A large body of recent works focus on improving non-convex optimization  for finding \emph{some} model in the Pareto set, 
but cannot search for a \emph{special} model satisfying a specific criterion %like our method 
\citep{chen2018gradnorm,kendall2018multi,NEURIPS2018_432aca3a,yu2020gradient,NEURIPS2020_16002f7a,Wu2020Understanding,fifty2020measuring,javaloy2021rotograd}. %\footnote{Their main goal is to improve the non-convex optimization of multitask learning.}.

\paragraph{Specific Instantiations of OPT-in-Pareto}
One previous work \citep{mahapatra2020multi} and two concurrent works \citep{kamani2021pareto,chen2021weighted} study specific instantiations of the general OPT-in-Pareto problem and thus are highly related to this paper. We give a detailed review. \citet{mahapatra2020multi} aims to search Pareto model that satisfies a constraint on the ratio between the different objectives, which can be viewed as OPT-in-Pareto problem when the criterion $F$ is a proper measure of constraint violation (i.e, the non-uniformity score defined in \citet{mahapatra2020multi}). EPO, the proposed algorithm in \citet{mahapatra2020multi} heavily relies on a special property of the ratio constraint problem: there always exists an updating direction that either gives Pareto improvement or reduces the constraint violation or both. However, a general OPT-in-Pareto problem does not have such nice property, making EPO only a specialized algorithm for the ratio constraint problem rather than a general OPT-in-Pareto problem. In section \ref{sec: subset application} we demonstrate that PNG is able to recover the functionality of EPO while being a more general algorithm for OPT-in-Pareto. \citep{kamani2021pareto} formulate the fairness learning as a MOO problem in which the accuracy and fairness measure are considered as the two objectives. It first proposes PDO, an algorithm that converges to Pareto stationary set by viewing MOO as a bi-level optimization (which is a standard MOO algorithm that does not solve any instance of OPT-in-Pareto) and then BP-PDO, an modification of PDO that seeks a Pareto model that satisfies the ratio-constraint considered in \citet{mahapatra2020multi}. Admittedly, it is possible to extend the BP-PDO for general OPT-in-Pareto problems but such extension is non-trivial: even for the special ratio-constraint problem, it is unclear what convergence and optimality guarantee BP-PDO has (only guarantee of PDO is given in \citet{kamani2021pareto}). In comparison, our PNG is shown to converge to the local optimum of OPT-in-Pareto problem. \citet{chen2021weighted} aims to pre-train a multi-task model such that the representations of the tasks are similar. Their problem is essentially an OPT-in-Pareto problem where the discrepancy of task representations are chosen as the criterion function. Compared with PNG, the proposed TAWT algorithm requires the computation of inverse Hessian product at each iteration making its computational cost large.

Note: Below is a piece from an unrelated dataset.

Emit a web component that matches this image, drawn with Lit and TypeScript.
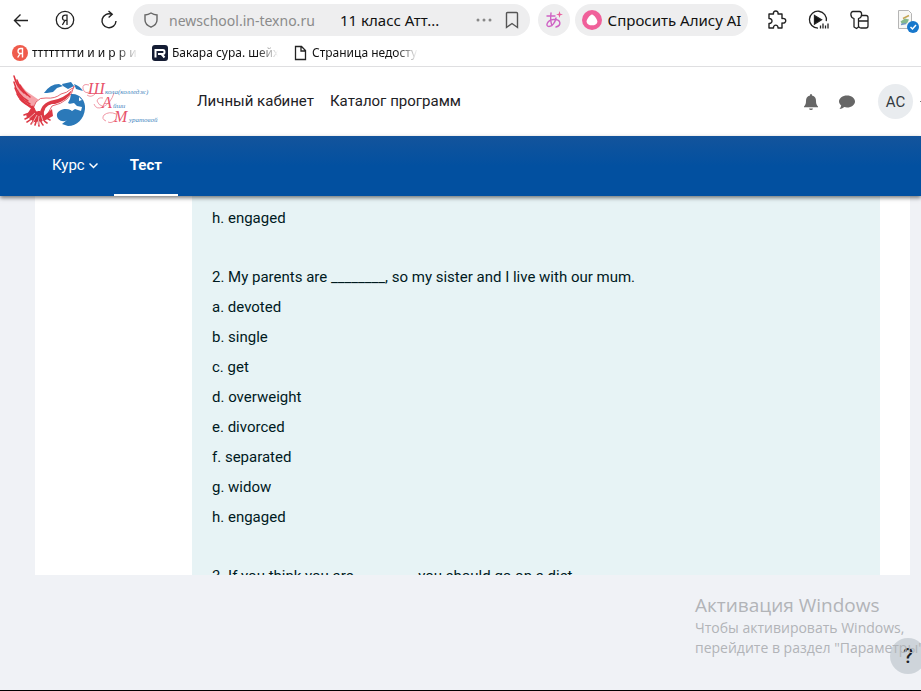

\paragraph{Approximation of Pareto Set}
There has been increasing interest in
finding a compact approximation of the Pareto set. \citet{navon2020learning, lin2020controllable} use hypernetworks to approximate the map from linear scalarization weights to the corresponding Pareto solutions; these methods could not fully profile non-convex Pareto fronts due to the limitation of linear scalarization \citep{boyd2004convex}, and the use of hypernetwork introduces extra optimization difficulty. 
Another line of works \citep{lin2019pareto,mahapatra2020multi} approximate  the Pareto set by Pareto models with different user preference vectors that rank the relative importance of different tasks; these methods need a good heuristic design of preference vectors, which requires prior knowledge of the Pareto front. 
\citet{ma2020efficient} leverages  manifold gradient to conduct a local random walk on the Pareto set but suffers from the high computational cost. \citet{deist2021multi} approximates the Pareto set by maximizing hypervolume, which also requires prior knowledge for a careful choice of good reference vector. \citet{liu2021profiling} introduces a repulsive force to encourage the model diversity without hurting their Pareto Optimality.

\paragraph{Applications of MOO}
Multi-task learning can also be applied to improve the learning in many other domains including domain generalization \citep{dou2019domain,Carlucci_2019_CVPR,albuquerque2020improving}, domain adaption \citep{sun2019unsupervised,luo2021learnable}, model uncertainty \citep{NEURIPS2019_a2b15837,zhang2020auxiliary,xie2021innout}, adversarial robustness \citep{yang2020multitask} and semi-supervised learning \citep{NEURIPS2020_06964dce}. All of those applications utilize a linear scalarization to combine the multiple objectives and it is thus interesting to apply the proposed OPT-in-Pareto framework, which we leave for future work.